Other measures to protect domains include keeping the information in the Whois database up to date, and registering it in the name of one of the owners or senior executives of a business. If the contact information held by the registrar isn't accurate, registrars can have a tougher time verifying who is trying to make any changes.
Domain experts say problems frequently occur when an outside contractor or employee registers a company's domain in their own name. Later on, they can use that to claim personal ownership of the domain in order to try to extract money from the business or cause problems.
Experts are divided on whether businesses should use private registration services, where registrars' information is listed in the Whois database rather than that of the owners. Such a measure could make it harder to impersonate the owner or crack into the email account. But Richard Lau, a London-based domain-name consultant, says that can make it harder for individuals trying to quickly verify ownership of a domain that has been transferred.

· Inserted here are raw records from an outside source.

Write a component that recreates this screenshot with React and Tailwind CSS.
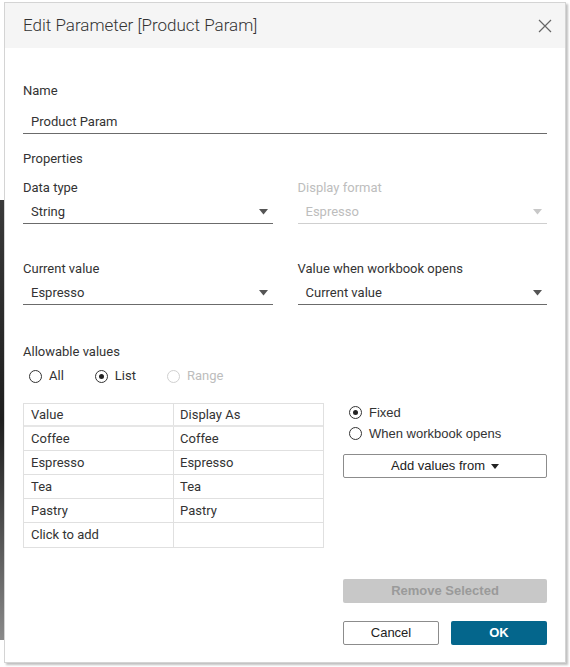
import React from 'react';

const font = { fontFamily: 'Roboto, "Noto Sans", sans-serif' };
const arial = { fontFamily: '"Liberation Sans", Arial, sans-serif' };

function Caret({ disabled }) {
  return (
    <svg width="9" height="6" viewBox="0 0 9 6" className="shrink-0">
      <path d="M0 0 H9 L4.5 5.5 Z" fill={disabled ? '#c8c8c8' : '#555'} />
    </svg>
  );
}

function Select({ value, disabled }) {
  return (
    <div
      className={`flex h-[23px] items-center justify-between border-b pl-2 pr-[5px] text-[13px] ${
        disabled ? 'border-[#cfcfcf] text-[#bdbdbd]' : 'border-[#6b6b6b] text-[#333]'
      }`}
    >
      <span>{value}</span>
      <Caret disabled={disabled} />
    </div>
  );
}

function Radio({ checked, disabled, label, className = '' }) {
  return (
    <label className={`flex items-center gap-[7px] ${className}`}>
      <span
        className={`flex h-[13px] w-[13px] items-center justify-center rounded-full border ${
          disabled ? 'border-[#d0d0d0]' : 'border-[#333]'
        }`}
      >
        {checked && <span className="h-[5px] w-[5px] rounded-full bg-[#222]" />}
      </span>
      <span className={disabled ? 'text-[#bdbdbd]' : 'text-[#333]'}>{label}</span>
    </label>
  );
}

const rows = [
  ['Coffee', 'Coffee'],
  ['Espresso', 'Espresso'],
  ['Tea', 'Tea'],
  ['Pastry', 'Pastry'],
  ['Click to add', ''],
];

export default function App() {
  return (
    <div className="flex h-[667px] w-[570px] bg-white" style={font}>
      {/* bit of the workbook showing behind the dialog */}
      <div className="mt-[200px] h-[440px] w-[4px] bg-gradient-to-b from-[#3a3a3a] via-[#1e1e1e] to-[#8a8a8a]" />

      <div className="mt-[2px] flex h-[661px] w-[562px] flex-col border border-[#d4d4d4] bg-white shadow-[2px_2px_2px_rgba(0,0,0,0.25)]">
        {/* Header */}
        <div className="flex h-[45px] shrink-0 items-center justify-between bg-[#f5f5f5] pl-[18px] pr-[13px]">
          <h1 className="text-[17px] font-light text-[#333]">Edit Parameter [Product Param]</h1>
          <svg width="14" height="14" viewBox="0 0 14 14">
            <path d="M1 1 L13 13 M13 1 L1 13" stroke="#666" strokeWidth="1.2" />
          </svg>
        </div>

        {/* Body */}
        <div className="flex flex-1 flex-col px-[18px] text-[13px] text-[#333]">
          <div className="mt-[35px] leading-4">Name</div>
          <div className="mt-[12px] flex h-[23px] items-center border-b border-[#6b6b6b] pl-2">
            Product Param
          </div>

          <div className="mt-[17px] leading-4">Properties</div>

          <div className="mt-[13px] grid grid-cols-2 gap-x-[25px]">
            <div>
              <div className="leading-4">Data type</div>
              <div className="mt-[5px]">
                <Select value="String" />
              </div>
            </div>
            <div>
              <div className="leading-4 text-[#bdbdbd]">Display format</div>
              <div className="mt-[5px]">
                <Select value="Espresso" disabled />
              </div>
            </div>

            <div className="mt-[37px]">
              <div className="leading-4">Current value</div>
              <div className="mt-[5px]">
                <Select value="Espresso" />
              </div>
            </div>
            <div className="mt-[37px]">
              <div className="leading-4">Value when workbook opens</div>
              <div className="mt-[5px]">
                <Select value="Current value" />
              </div>
            </div>
          </div>

          <div className="mt-[39px] leading-4">Allowable values</div>
          <div className="mt-[8px] flex h-4 items-center pl-[6px]">
            <Radio label="All" />
            <Radio label="List" checked className="ml-[31px]" />
            <Radio label="Range" disabled className="ml-[31px]" />
          </div>

          <div className="mt-[19px] flex">
            <div className="w-[301px] border border-[#e0e0e0]">
              <div className="grid h-[23px] grid-cols-[150px_1fr] border-b-2 border-[#e6e6e6]">
                <div className="flex items-center border-r border-[#e0e0e0] pl-[7px]">Value</div>
                <div className="flex items-center pl-[6px]">Display As</div>
              </div>
              {rows.map((r, i) => (
                <div
                  key={i}
                  className={`grid h-[24px] grid-cols-[150px_1fr] ${
                    i < rows.length - 1 ? 'border-b border-[#e0e0e0]' : ''
                  }`}
                >
                  <div className="flex items-center border-r border-[#e0e0e0] pl-[7px]">{r[0]}</div>
                  <div className="flex items-center pl-[6px]">{r[1]}</div>
                </div>
              ))}
            </div>

            <div className="ml-[19px] flex flex-1 flex-col pt-[1px]" style={arial}>
              <Radio label="Fixed" checked className="ml-[6px] h-[17px]" />
              <Radio label="When workbook opens" className="ml-[6px] mt-[4px] h-[17px]" />
              <button className="mt-[12px] flex h-[24px] w-full items-center justify-center gap-[6px] rounded-[2px] border border-[#8c8c8c] bg-white text-[13px] text-[#222]">
                Add values from
                <svg width="8" height="5" viewBox="0 0 8 5">
                  <path d="M0 0 H8 L4 5 Z" fill="#222" />
                </svg>
              </button>
            </div>
          </div>

          {/* Footer */}
          <div className="mt-auto mb-[17px] flex flex-col items-end" style={arial}>
            <button className="flex h-[24px] w-[204px] items-center justify-center rounded-[2px] bg-[#c8c8c8] text-[13px] font-bold text-[#9a9a9a]">
              Remove Selected
            </button>
            <div className="mt-[18px] flex gap-[12px]">
              <button className="h-[24px] w-[96px] rounded-[2px] border border-[#8c8c8c] bg-white text-[13px] text-[#222]">
                Cancel
              </button>
              <button className="h-[24px] w-[96px] rounded-[2px] bg-[#04668c] text-[13px] font-bold text-white">
                OK
              </button>
            </div>
          </div>
        </div>
      </div>
    </div>
  );
}
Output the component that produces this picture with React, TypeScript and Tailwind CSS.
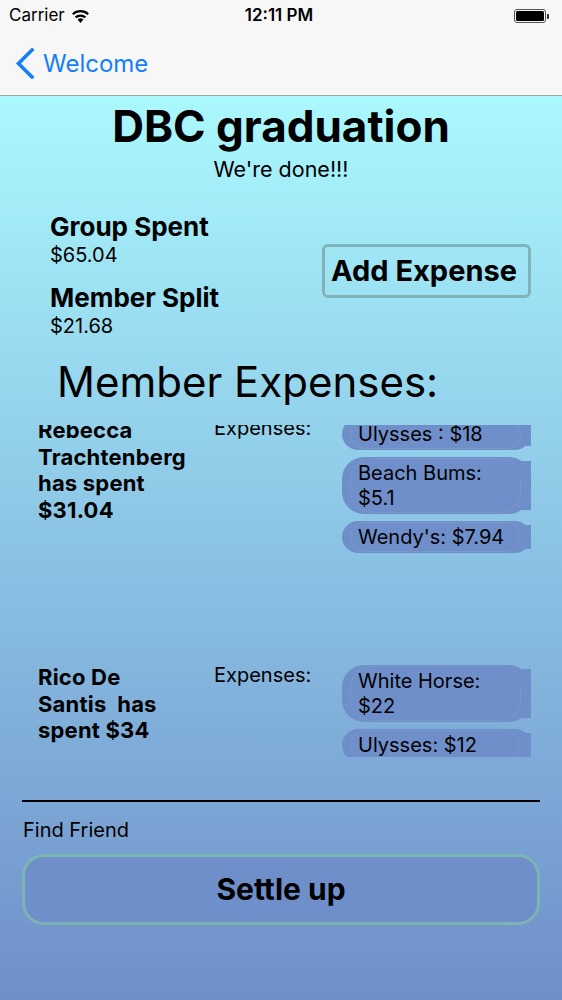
const members = [
  {
    name: ['Rebecca', 'Trachtenberg', 'has spent', '$31.04'],
    expenses: [['Ulysses : $18'], ['Beach Bums:', '$5.1'], ["Wendy's: $7.94"]],
  },
  {
    name: ['Rico De', 'Santis  has', 'spent $34'],
    expenses: [['White Horse:', '$22'], ['Ulysses: $12']],
  },
];

const StatusBar = () => (
  <div className="flex h-[32px] items-center justify-between pl-[9px] pr-[13px]">
    <div className="flex w-[120px] items-center gap-[6px] text-[17px] text-black">
      Carrier
      <svg width="19" height="14" viewBox="0 0 19 14">
        <path d="M9.5 14 L6.6 10.6 A4.4 4.4 0 0 1 12.4 10.6 Z" fill="#000" />
        <path d="M4.6 8.4 A7.4 7.4 0 0 1 14.4 8.4" stroke="#000" strokeWidth="2.2" fill="none" />
        <path d="M1.8 5.2 A11.4 11.4 0 0 1 17.2 5.2" stroke="#000" strokeWidth="2.2" fill="none" />
      </svg>
    </div>
    <div className="text-[17px] font-semibold text-black">12:11 PM</div>
    <div className="flex w-[120px] items-center justify-end">
      <div className="flex h-[14px] w-[32px] items-stretch rounded-[3px] border border-[#555] p-[1px]">
        <div className="flex-1 rounded-[1.5px] bg-black" />
      </div>
      <div className="ml-[1px] h-[5px] w-[2px] rounded-r-[1px] bg-[#333]" />
    </div>
  </div>
);

const ExpensePill = ({ lines }: { lines: string[] }) => (
  <div className="relative w-[189px] rounded-[22px] bg-[#6f8fca]">
    <div className="absolute top-[4px] bottom-[4px] right-0 w-[40px] bg-[#6f8fca]" />
    <div className="absolute inset-y-[1px] left-[8px] right-[10px] rounded-[22px] border border-[#7799c8]" />
    <div className="relative px-[16px] py-[3.5px] text-[20px] leading-[25px] text-black">
      {lines.map((line) => (
        <div key={line}>{line}</div>
      ))}
    </div>
  </div>
);

const MemberCard = ({ name, expenses }: { name: string[]; expenses: string[][] }) => (
  <div className="flex h-[247px] shrink-0 items-start pl-[38px]">
    <div className="mt-[2px] w-[176px] text-[22px] font-bold leading-[26.5px] tracking-[0.2px] text-black">
      {name.map((line) => (
        <div key={line} className="whitespace-pre">
          {line}
        </div>
      ))}
    </div>
    <div className="mt-[1px] w-[128px] text-[20px] leading-[24px] text-black">Expenses:</div>
    <div className="mt-[3px] flex flex-col gap-[7px]">
      {expenses.map((lines) => (
        <ExpensePill key={lines[0]} lines={lines} />
      ))}
    </div>
  </div>
);

const App = () => {
  return (
    <div className="flex h-[1000px] w-[562px] flex-col overflow-hidden font-['Inter',sans-serif]">
      <div className="h-[96px] shrink-0 border-b border-[#a6a6aa] bg-[#f7f7f7]">
        <StatusBar />
        <div className="flex h-[63px] items-center pl-[15px] text-[#157efb]">
          <svg width="20" height="31" viewBox="0 0 20 31" className="mr-[8px]">
            <path d="M17 2 L3.5 15.5 L17 29" stroke="#157efb" strokeWidth="3.6" fill="none" strokeLinecap="square" />
          </svg>
          <span className="text-[24px]">Welcome</span>
        </div>
      </div>

      <div className="flex flex-1 flex-col bg-gradient-to-b from-[#aaf9fe] to-[#6f8fc9]">
        <h1 className="pt-[6px] text-center text-[44px] font-bold leading-[48px] text-black">DBC graduation</h1>
        <p className="mt-[6px] text-center text-[21.5px] leading-[26px] text-black">We're done!!!</p>

        <div className="mt-[30px] flex items-start justify-between pl-[50px] pr-[31px]">
          <div className="text-black">
            <div className="text-[26px] font-bold leading-[30px]">Group Spent</div>
            <div className="text-[20px] leading-[26px]">$65.04</div>
            <div className="mt-[15px] text-[26px] font-bold leading-[30px]">Member Split</div>
            <div className="text-[20px] leading-[26px]">$21.68</div>
          </div>
          <button className="mt-[32px] h-[54px] w-[209px] rounded-[6px] border-[3px] border-[#7fb2ba] pl-[6px] text-left text-[29px] font-bold text-black">
            Add Expense
          </button>
        </div>

        <h2 className="mt-[18px] pl-[57px] text-[42px] leading-[50px] text-black">Member Expenses:</h2>

        <div className="mt-[18px] h-[332px] shrink-0 overflow-hidden">
          <div className="-mt-[10px]">
            {members.map((m) => (
              <MemberCard key={m.name[0]} name={m.name} expenses={m.expenses} />
            ))}
          </div>
        </div>

        <div className="mx-[22px] mt-[43px] h-[2px] shrink-0 bg-black" />
        <div className="mt-[16px] pl-[23px] text-[20px] leading-[24px] text-black">Find Friend</div>
        <button className="mx-[22px] mt-[12px] h-[71px] shrink-0 rounded-[22px] border-[3px] border-[#7bb5b3] bg-[#6f8fca] text-[30px] font-bold text-black">
          Settle up
        </button>
      </div>
    </div>
  );
};

export default App;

Mr. Lau advises businesses with valuable domains to use free and inexpensive services offered by some registrars that require additional layers of verification before a domain can be transferred from its owner. One of his clients has an "executive lock," which requires the company's chief executive to meet personally with the registrar's staff before it will transfer a domain. "The more valuable your domain name, the more you need to sacrifice convenience for security," says Mr. Lau.
Moniker, for one, offers a free executive-lock service as part of its domain registration service, which costs about $8 to $10 per year. Owners get a separate password they need to provide for the domain to be transferred. For a few dollars annually, GoDaddy.com will lock a domain from being transferred under most circumstances and extend the ownership for another year even if the owner forgets to renew it. At least one company offers insurance against domain theft.
When a domain is stolen, the owner needs to contact his registrar as soon as he becomes aware of it. In some cases, the owner's registrar can negotiate with the hijacker's registrar to have the domain returned. In others, the owner's registrar needs to file a formal complaint.